To be successful, a bobcat hunter needs a great deal of patience and perseverance.
Compared to other game, bobcats are rarely seen, so finding them can take a great deal of effort, but knowing the basics of bobcat movement can significantly improve the odds of a successful hunt.
Bobcat habitat varies extensively from forests and mountainous areas to semi-deserts and brush land. A habitat dense with vegetation and lots of prey is ideal. Bobcats are remarkable hunters, stalking prey with stealth and endurance.
Normally solitary and territorial animals, females never share territory with each other. Male territories, however, tend to overlap.
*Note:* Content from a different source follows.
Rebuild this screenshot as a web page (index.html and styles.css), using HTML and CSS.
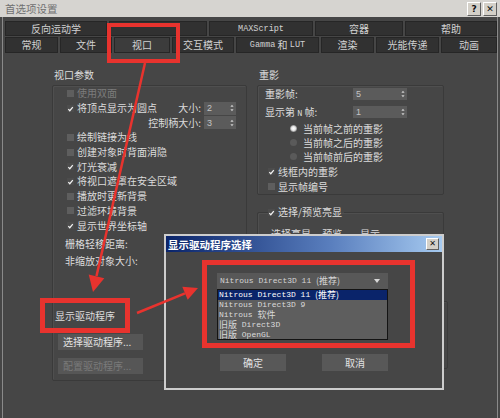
FILE: index.html
```html
<!DOCTYPE html>
<html lang="zh-CN">
<head>
    <meta charset="UTF-8">
    <title>首选项设置</title>
    <link rel="stylesheet" href="styles.css">
</head>
<body>
<div class="win">
    <div class="titlebar">
        <span class="title">首选项设置</span>
        <div class="cap-btns">
            <span class="cap-btn">?</span>
            <span class="cap-btn">✕</span>
        </div>
    </div>

    <div class="frame">
        <!-- 选项卡 -->
        <div class="tabs">
            <div class="tab-row row-top">
                <div class="tab">反向运动学</div>
                <div class="tab"></div>
                <div class="tab mono">MAXScript</div>
                <div class="tab">容器</div>
                <div class="tab">帮助</div>
            </div>
            <div class="tab-row row-bottom">
                <div class="tab">常规</div>
                <div class="tab">文件</div>
                <div class="tab active">视口</div>
                <div class="tab">交互模式</div>
                <div class="tab"><span class="mono">Gamma</span>&nbsp;和&nbsp;<span class="mono">LUT</span></div>
                <div class="tab">渲染</div>
                <div class="tab">光能传递</div>
                <div class="tab">动画</div>
            </div>
        </div>

        <div class="panel">
            <!-- 视口参数 -->
            <div class="col-left">
                <div class="group-title">视口参数</div>
                <div class="group-box vp">
                    <div class="row disabled"><span class="cb"></span>使用双面</div>
                    <div class="row">
                        <span class="cb on"><svg viewBox="0 0 8 8"><path d="M1.5 4.2 L3.2 6 L6.6 1.8"/></svg></span>将顶点显示为圆点
                        <span class="spin-wrap">大小:<span class="spin">2<i class="arr"><svg viewBox="0 0 5 9"><path d="M2.5 0.5 L4.5 3 L0.5 3Z M2.5 8.5 L4.5 6 L0.5 6Z"/></svg></i></span></span>
                    </div>
                    <div class="row">
                        <span class="spin-wrap">控制柄大小:<span class="spin">3<i class="arr"><svg viewBox="0 0 5 9"><path d="M2.5 0.5 L4.5 3 L0.5 3Z M2.5 8.5 L4.5 6 L0.5 6Z"/></svg></i></span></span>
                    </div>
                    <div class="row"><span class="cb"></span>绘制链接为线</div>
                    <div class="row"><span class="cb"></span>创建对象时背面消隐</div>
                    <div class="row"><span class="cb on"><svg viewBox="0 0 8 8"><path d="M1.5 4.2 L3.2 6 L6.6 1.8"/></svg></span>灯光衰减</div>
                    <div class="row"><span class="cb on"><svg viewBox="0 0 8 8"><path d="M1.5 4.2 L3.2 6 L6.6 1.8"/></svg></span>将视口遮罩在安全区域</div>
                    <div class="row"><span class="cb"></span>播放时更新背景</div>
                    <div class="row"><span class="cb"></span>过滤环境背景</div>
                    <div class="row"><span class="cb on"><svg viewBox="0 0 8 8"><path d="M1.5 4.2 L3.2 6 L6.6 1.8"/></svg></span>显示世界坐标轴</div>
                    <div class="row label first-label">栅格轻移距离:</div>
                    <div class="row label">非缩放对象大小:</div>

                    <div class="row driver-title">显示驱动程序</div>
                    <button class="btn first-btn">选择驱动程序...</button>
                    <button class="btn off">配置驱动程序...</button>
                </div>
            </div>

            <!-- 重影 -->
            <div class="col-right">
                <div class="group-title">重影</div>
                <div class="group-box ghost">
                    <div class="field-row"><span class="lbl">重影帧:</span><span class="spin wide">5<i class="arr"><svg viewBox="0 0 5 9"><path d="M2.5 0.5 L4.5 3 L0.5 3Z M2.5 8.5 L4.5 6 L0.5 6Z"/></svg></i></span></div>
                    <div class="field-row second"><span class="lbl">显示第 <span class="mono">N</span> 帧:</span><span class="spin wide">1<i class="arr"><svg viewBox="0 0 5 9"><path d="M2.5 0.5 L4.5 3 L0.5 3Z M2.5 8.5 L4.5 6 L0.5 6Z"/></svg></i></span></div>
                    <div class="radio-row first"><span class="rb on"></span>当前帧之前的重影</div>
                    <div class="radio-row"><span class="rb"></span>当前帧之后的重影</div>
                    <div class="radio-row"><span class="rb"></span>当前帧前后的重影</div>
                    <div class="check-row first"><span class="cb on"><svg viewBox="0 0 8 8"><path d="M1.5 4.2 L3.2 6 L6.6 1.8"/></svg></span>线框内的重影</div>
                    <div class="check-row"><span class="cb"></span>显示帧编号</div>
                </div>

                <fieldset class="group-box hilite">
                    <legend><span class="cb on"><svg viewBox="0 0 8 8"><path d="M1.5 4.2 L3.2 6 L6.6 1.8"/></svg></span>选择/预览亮显</legend>
                    <div class="check-row sub">选择亮显&nbsp;&nbsp;&nbsp;&nbsp;&nbsp;预览&nbsp;&nbsp;&nbsp;&nbsp;&nbsp;&nbsp;&nbsp;&nbsp;显示</div>
                </fieldset>
                <div class="group-box extra"></div>
            </div>
        </div>
    </div>

    <!-- 显示驱动程序选择 对话框 -->
    <div class="dialog">
        <div class="dlg-title">
            <span>显示驱动程序选择</span>
            <span class="cap-btn small">✕</span>
        </div>
        <div class="dlg-body">
            <div class="combo">
                <div class="combo-head"><span>Nitrous Direct3D 11 <span class="cjk">(推荐)</span></span><svg class="drop" viewBox="0 0 6 4"><path d="M0 0 L6 0 L3 4Z"/></svg></div>
                <ul class="combo-list">
                    <li class="sel">Nitrous Direct3D 11 <span class="cjk">(推荐)</span></li>
                    <li>Nitrous Direct3D 9</li>
                    <li>Nitrous <span class="cjk">软件</span></li>
                    <li><span class="cjk">旧版</span> Direct3D</li>
                    <li><span class="cjk">旧版</span> OpenGL</li>
                </ul>
            </div>
            <div class="dlg-btns">
                <button class="btn dlg">确定</button>
                <button class="btn dlg">取消</button>
            </div>
        </div>
    </div>

    <!-- 标注: 红框和箭头 -->
    <svg class="marks" width="500" height="418" viewBox="0 0 500 418">
        <g fill="none" stroke="#e8332e">
            <rect x="109" y="25" width="69" height="36" stroke-width="4"/>
            <rect x="42.5" y="300.5" width="85" height="30" stroke-width="5"/>
            <rect x="204.5" y="262.5" width="208" height="83" stroke-width="5"/>
            <line x1="145" y1="63" x2="96.5" y2="276" stroke-width="2.5"/>
            <line x1="137" y1="313" x2="185" y2="293.3" stroke-width="2.5"/>
        </g>
        <g fill="#e8332e">
            <polygon points="93,292 104.3,278.2 88.7,274.6"/>
            <polygon points="198,288 187.7,299.8 182.3,286.8"/>
        </g>
    </svg>
</div>
</body>
</html>
```

FILE: styles.css
```css
body {
    margin: 0;
    padding: 0;
    background-color: #464646;
    font-family: "Noto Sans CJK SC", "Liberation Sans", sans-serif;
    font-size: 10px;
    color: #dcdcdc;
}

.win {
    position: relative;
    width: 500px;
    height: 418px;
    overflow: hidden;
}

.mono {
    font-family: "Liberation Mono", "Noto Sans CJK SC", monospace;
    font-size: 8.5px;
}

/* 标题栏 */
.titlebar {
    height: 17px;
    background-color: #d6d4d0;
    display: flex;
    align-items: center;
    justify-content: space-between;
    padding: 0 3px 0 5px;
}

.title {
    font-size: 10.5px;
    line-height: 17px;
    color: #707070;
}

.cap-btns {
    display: flex;
    gap: 2px;
}

.cap-btn {
    width: 12px;
    height: 12px;
    background-color: #d4d0c8;
    border: 1px solid;
    border-color: #fff #606060 #606060 #fff;
    color: #111;
    font-family: "DejaVu Sans", sans-serif;
    font-weight: bold;
    font-size: 9px;
    line-height: 12px;
    text-align: center;
}

/* 主体框 */
.frame {
    margin: 0 2px;
    border-left: 1px solid #8a8a8a;
    border-right: 1px solid #8a8a8a;
    height: 401px;
}

.tabs {
    padding: 4px 0 0 2px;
}

.tab-row {
    display: grid;
    gap: 2px;
    width: 492px;
}

.row-top {
    grid-template-columns: 102px 98px 104px 88px 92px;
    height: 15px;
    margin-bottom: 1px;
}

.row-bottom {
    grid-template-columns: 53px 52px 56px 62px 83px 53px 63px 56px;
    height: 16px;
}

.tab {
    background-color: #313131;
    border: 1px solid #262626;
    box-sizing: border-box;
    display: flex;
    align-items: center;
    justify-content: center;
    color: #d2d2d2;
    line-height: 12px;
}

.tab.active {
    background-color: #3c3c3c;
}

/* 参数面板 */
.panel {
    display: flex;
    padding: 15px 0 0 49px;
}

.col-left {
    width: 195px;
}

.col-right {
    width: 187px;
    margin-left: 10px;
}

.group-title {
    height: 17px;
    line-height: 14px;
    padding-left: 2px;
}

.group-box {
    border: 1px solid #3a3a3a;
    box-shadow: inset 1px 1px 0 #4f4f4f;
    border-radius: 2px;
}

.vp {
    height: 294px;
    padding-left: 14px;
}

.row {
    height: 14.7px;
    display: flex;
    align-items: center;
    line-height: 12px;
    white-space: nowrap;
}

.row.disabled {
    color: #7c7c7c;
}

.cb {
    width: 7px;
    height: 7px;
    background-color: #5e5e5e;
    margin-right: 3px;
    flex-shrink: 0;
    display: inline-flex;
}

.cb svg {
    width: 8px;
    height: 8px;
    fill: none;
    stroke: #f2f2f2;
    stroke-width: 1.4;
}

.cb.on {
    background-color: #4c4c4c;
}

.spin-wrap {
    margin-left: auto;
    margin-right: 10px;
    display: flex;
    align-items: center;
    gap: 3px;
}

.spin {
    width: 32px;
    height: 13px;
    background-color: #5b5b5b;
    box-sizing: border-box;
    padding: 0 2px 0 3px;
    display: flex;
    align-items: center;
    justify-content: space-between;
    color: #c4c4c4;
    font-size: 9px;
    font-family: "Liberation Sans", sans-serif;
}

.spin.wide {
    width: 54px;
    height: 12px;
}

.arr {
    display: flex;
}

.arr svg {
    width: 4px;
    height: 8px;
    fill: #cfcfcf;
}

.row.label {
    margin-left: -2px;
}

.row.first-label {
    margin-top: 4px;
}

.row.label + .row.label {
    margin-top: 2px;
}

.row.driver-title {
    margin: 40px 0 0 -12px;
}

.btn {
    display: block;
    width: 85px;
    height: 16px;
    margin: 8px 0 0 -9px;
    padding: 0 0 0 5px;
    border: none;
    background-color: #565656;
    color: #e2e2e2;
    font-family: "Noto Sans CJK SC", sans-serif;
    font-size: 10px;
    line-height: 16px;
    text-align: left;
}

.btn.first-btn {
    margin-top: 11px;
}

.btn.off {
    color: #7a7a7a;
}

/* 重影组 */
.ghost {
    height: 108px;
    padding-left: 7px;
}

.field-row {
    height: 13px;
    display: flex;
    align-items: center;
    margin-top: 1px;
}

.field-row.second {
    margin-top: 5px;
}

.lbl {
    width: 88px;
}

.radio-row {
    height: 14px;
    display: flex;
    align-items: center;
    padding-left: 25px;
}

.radio-row.first {
    margin-top: 3px;
}

.rb {
    width: 7px;
    height: 7px;
    border-radius: 50%;
    background-color: #5a5a5a;
    margin-right: 6px;
}

.rb.on {
    background: radial-gradient(circle, #ffffff 0, #e8e8e8 40%, #7a7a7a 75%);
}

.check-row {
    height: 14px;
    display: flex;
    align-items: center;
    padding-left: 3px;
    white-space: nowrap;
}

.check-row.first {
    margin-top: 1px;
}

.check-row + .check-row {
    margin-top: 1px;
}

.hilite {
    margin: 10px 0 0;
    padding: 0 0 0 10px;
    height: 88px;
    box-sizing: border-box;
}

.hilite legend {
    display: flex;
    align-items: center;
    padding: 0 2px 0 0;
    margin-left: 0;
    line-height: 14px;
}

.check-row.sub {
    margin-top: 7px;
}

.extra {
    height: 66px;
    margin: 8px -4px 0 0;
}

/* 对话框 */
.dialog {
    position: absolute;
    left: 164px;
    top: 234px;
    width: 280px;
    height: 156px;
    box-sizing: border-box;
    border: 2px solid #cdcdcd;
    background-color: #464646;
}

.dlg-title {
    height: 16px;
    background: linear-gradient(to right, #0a246a, #5a7fbe 60%, #a6caf0);
    display: flex;
    align-items: center;
    justify-content: space-between;
    padding: 0 3px 0 2px;
    color: #fff;
    font-weight: bold;
    font-size: 10.5px;
}

.cap-btn.small {
    width: 11px;
    height: 10px;
    line-height: 10px;
    font-size: 8px;
}

.dlg-body {
    padding: 21px 0 0 51px;
}

.combo {
    width: 171px;
}

.combo-head {
    height: 16px;
    background-color: #585858;
    display: flex;
    align-items: center;
    justify-content: space-between;
    padding: 0 8px 0 3px;
    font-family: "Liberation Mono", "Noto Sans CJK SC", monospace;
    font-size: 8px;
    line-height: 10px;
    color: #d4d4d4;
}

.drop {
    width: 6px;
    height: 4px;
    fill: #d8d8d8;
}

.combo-list {
    list-style: none;
    margin: 0;
    padding: 0;
    height: 51px;
    box-sizing: border-box;
    background-color: #5e5e5e;
    border: 1px solid #141414;
    font-family: "Liberation Mono", "Noto Sans CJK SC", monospace;
    font-size: 8px;
    color: #dadada;
}

.combo-list li {
    height: 10px;
    line-height: 10px;
    padding-left: 1px;
    white-space: nowrap;
}

.combo-list li.sel {
    background-color: #0a246a;
    color: #fff;
}

.cjk {
    display: inline-block;
    height: 10px;
    vertical-align: top;
    font-family: "Noto Sans CJK SC", sans-serif;
    font-size: 9px;
    line-height: 10px;
}

.dlg-btns {
    display: flex;
    gap: 36px;
    margin: 14px 0 0 3px;
}

.btn.dlg {
    width: 66px;
    height: 17px;
    margin: 0;
    padding: 0;
    text-align: center;
    background-color: #585858;
}

.marks {
    position: absolute;
    left: 0;
    top: 0;
    pointer-events: none;
}
```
Territories are installed with scent markings and territory sizes are extremely various – commonly 25-30 square miles for adult males and about 5 square miles for females.
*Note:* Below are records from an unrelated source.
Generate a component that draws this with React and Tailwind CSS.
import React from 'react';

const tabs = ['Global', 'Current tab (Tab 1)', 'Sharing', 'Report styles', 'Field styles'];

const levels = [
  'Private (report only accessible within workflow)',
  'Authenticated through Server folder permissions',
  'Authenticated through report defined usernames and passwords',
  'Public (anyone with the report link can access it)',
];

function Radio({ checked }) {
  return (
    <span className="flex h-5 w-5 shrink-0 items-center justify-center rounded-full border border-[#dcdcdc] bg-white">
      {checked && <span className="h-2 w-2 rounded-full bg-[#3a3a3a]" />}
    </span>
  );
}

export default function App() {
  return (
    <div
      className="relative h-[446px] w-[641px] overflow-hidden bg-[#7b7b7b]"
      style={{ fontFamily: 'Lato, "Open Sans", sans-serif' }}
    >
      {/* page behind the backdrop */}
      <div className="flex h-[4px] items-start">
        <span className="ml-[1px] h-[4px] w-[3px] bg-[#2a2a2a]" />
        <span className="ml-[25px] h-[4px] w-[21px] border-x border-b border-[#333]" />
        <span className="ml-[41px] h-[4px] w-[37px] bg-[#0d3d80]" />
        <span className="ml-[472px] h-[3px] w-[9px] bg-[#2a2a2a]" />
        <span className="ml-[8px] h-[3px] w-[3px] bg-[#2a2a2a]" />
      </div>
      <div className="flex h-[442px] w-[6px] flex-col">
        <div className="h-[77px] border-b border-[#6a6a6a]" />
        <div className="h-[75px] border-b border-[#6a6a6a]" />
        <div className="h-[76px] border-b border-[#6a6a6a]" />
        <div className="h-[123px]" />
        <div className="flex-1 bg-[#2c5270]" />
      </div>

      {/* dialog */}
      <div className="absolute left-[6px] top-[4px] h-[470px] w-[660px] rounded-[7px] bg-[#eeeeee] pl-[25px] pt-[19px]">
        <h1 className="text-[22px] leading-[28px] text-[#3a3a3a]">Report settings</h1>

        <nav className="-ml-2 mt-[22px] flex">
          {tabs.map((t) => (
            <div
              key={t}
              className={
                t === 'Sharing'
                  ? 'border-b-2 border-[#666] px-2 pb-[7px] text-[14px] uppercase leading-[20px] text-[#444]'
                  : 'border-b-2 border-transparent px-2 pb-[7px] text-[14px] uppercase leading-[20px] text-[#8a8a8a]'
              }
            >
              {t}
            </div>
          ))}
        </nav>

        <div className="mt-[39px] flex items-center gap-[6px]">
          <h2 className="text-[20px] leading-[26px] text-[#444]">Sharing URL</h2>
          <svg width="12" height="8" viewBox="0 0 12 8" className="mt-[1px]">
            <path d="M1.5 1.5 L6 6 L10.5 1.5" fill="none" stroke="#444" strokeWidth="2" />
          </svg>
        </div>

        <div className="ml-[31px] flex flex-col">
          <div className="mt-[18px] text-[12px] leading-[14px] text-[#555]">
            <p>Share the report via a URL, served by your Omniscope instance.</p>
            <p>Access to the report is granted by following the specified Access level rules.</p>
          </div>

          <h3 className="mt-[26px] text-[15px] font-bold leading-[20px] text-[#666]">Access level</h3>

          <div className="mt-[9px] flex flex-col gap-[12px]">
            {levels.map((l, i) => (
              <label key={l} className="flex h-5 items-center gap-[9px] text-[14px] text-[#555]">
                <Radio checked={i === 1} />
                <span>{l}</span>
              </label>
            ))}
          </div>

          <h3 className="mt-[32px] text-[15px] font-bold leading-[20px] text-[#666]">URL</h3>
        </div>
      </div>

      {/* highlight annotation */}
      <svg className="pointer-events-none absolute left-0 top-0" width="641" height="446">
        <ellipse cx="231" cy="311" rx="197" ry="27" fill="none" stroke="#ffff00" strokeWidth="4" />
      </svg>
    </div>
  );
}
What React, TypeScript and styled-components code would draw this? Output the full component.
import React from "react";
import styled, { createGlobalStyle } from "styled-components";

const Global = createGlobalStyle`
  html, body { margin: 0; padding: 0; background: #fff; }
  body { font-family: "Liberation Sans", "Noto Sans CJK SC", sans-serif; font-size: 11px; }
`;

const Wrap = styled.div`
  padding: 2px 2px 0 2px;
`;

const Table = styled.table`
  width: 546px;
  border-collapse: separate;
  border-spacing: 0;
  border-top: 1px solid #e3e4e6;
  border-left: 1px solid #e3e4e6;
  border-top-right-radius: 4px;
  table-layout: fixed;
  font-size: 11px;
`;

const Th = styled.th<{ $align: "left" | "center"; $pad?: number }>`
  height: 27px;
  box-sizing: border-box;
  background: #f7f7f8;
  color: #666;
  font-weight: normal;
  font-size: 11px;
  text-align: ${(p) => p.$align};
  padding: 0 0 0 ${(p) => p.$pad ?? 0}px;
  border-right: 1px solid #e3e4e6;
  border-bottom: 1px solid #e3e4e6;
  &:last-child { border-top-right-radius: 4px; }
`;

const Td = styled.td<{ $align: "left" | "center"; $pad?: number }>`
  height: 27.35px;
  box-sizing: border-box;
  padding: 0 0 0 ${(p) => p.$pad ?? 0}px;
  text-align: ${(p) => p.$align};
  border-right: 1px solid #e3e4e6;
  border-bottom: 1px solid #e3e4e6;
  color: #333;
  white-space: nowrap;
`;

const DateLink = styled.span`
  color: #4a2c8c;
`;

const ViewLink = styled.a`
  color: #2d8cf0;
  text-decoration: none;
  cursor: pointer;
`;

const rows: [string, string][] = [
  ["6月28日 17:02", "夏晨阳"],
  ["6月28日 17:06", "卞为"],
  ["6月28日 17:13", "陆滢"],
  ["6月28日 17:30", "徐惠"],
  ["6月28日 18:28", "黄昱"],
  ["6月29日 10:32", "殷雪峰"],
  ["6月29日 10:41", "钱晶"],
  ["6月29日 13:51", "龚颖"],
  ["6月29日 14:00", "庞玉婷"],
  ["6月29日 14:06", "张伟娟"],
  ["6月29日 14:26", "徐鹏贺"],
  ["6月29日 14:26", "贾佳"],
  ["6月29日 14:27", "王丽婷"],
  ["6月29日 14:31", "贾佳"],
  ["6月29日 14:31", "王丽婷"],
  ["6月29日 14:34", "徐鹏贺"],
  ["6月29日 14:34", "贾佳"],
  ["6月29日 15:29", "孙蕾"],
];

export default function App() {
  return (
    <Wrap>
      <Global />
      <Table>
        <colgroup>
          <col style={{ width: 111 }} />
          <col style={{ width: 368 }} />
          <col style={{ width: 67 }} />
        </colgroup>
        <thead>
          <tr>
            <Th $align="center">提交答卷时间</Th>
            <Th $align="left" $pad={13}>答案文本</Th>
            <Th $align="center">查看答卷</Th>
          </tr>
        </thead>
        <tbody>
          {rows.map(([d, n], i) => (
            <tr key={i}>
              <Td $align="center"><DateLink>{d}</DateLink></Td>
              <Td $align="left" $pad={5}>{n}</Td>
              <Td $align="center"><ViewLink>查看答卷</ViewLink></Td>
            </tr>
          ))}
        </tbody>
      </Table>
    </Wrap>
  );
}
Dens: Each bobcat may have several dens, one main den and several auxiliary dens, in its territory.
- Main den: Usually a cave or rock shelter, but can be a hollow log, fallen tree, or some other protected place. (Also called the natal den)
- Auxiliary dens: Located in less-visited portions of the home range and are often brush piles, rock ledges or stumps. These are also called shelter dens.
Mating season: Late winter, but throughout the year is possible.
Gestation: 50- 70 days. Kittens are usually born around early spring.
Litter size: 1 – 6 kittens.
The kittens begin eating solid food at around two months and begin learning to hunt at 5 months. When they are between 8 and 11 months, the kittens are evicted from their mother’s territory.
How To Call A Bobcat
The key to being successful is scouting an area known to hold bobcat numbers. Use trail cameras and good old fashioned scouting by looking for tracks, scat or a fresh kill. Search for brush piles, dense low-lying vegetation or a water supply – any habitat that attracts small prey. Bobcats will feed on a variety of prey, but rabbits, squirrels, birds and mice make up the vast majority of their diet when plentiful. If you spot excessive activity of small game such as these, you know you are searching in the right spots.
Once you have scouted an area and found evidence of bobcat in the area it is time to plan your hunt. I recommend to make as many stands to call from to increase your range. Be sure to be well concealed and have a vantage point with the wind in your face for best results. Calling is best when there is little to no wind and first light and dusk are going to be your most productive times to call the keen predator.
Prey in distress calls work best for calling in a bobcat. Start calling quietly then put a little more volume into it with each call. Some predator hunters will call non stop and others will mix it up and call for few minutes with pauses in between. You will have to find what works best for you. When it comes to bobcats you must be patient. A fox or coyote will generally respond within 5 to 15 minutes, but a bobcat may take 30 minutes or more. Be sure to scan the landscape carefully for any movement as a bobcat will normally approach cautiously and be difficult to see.
Hunting bobcat is the ultimate challenge for predator calling. This type of predator calling will test your skill, dedication, shooting ability and patience as a hunter. Do not expect to kill every time you make a stand but being prepared and following these key steps will greatly improve your odds of meeting that challenge.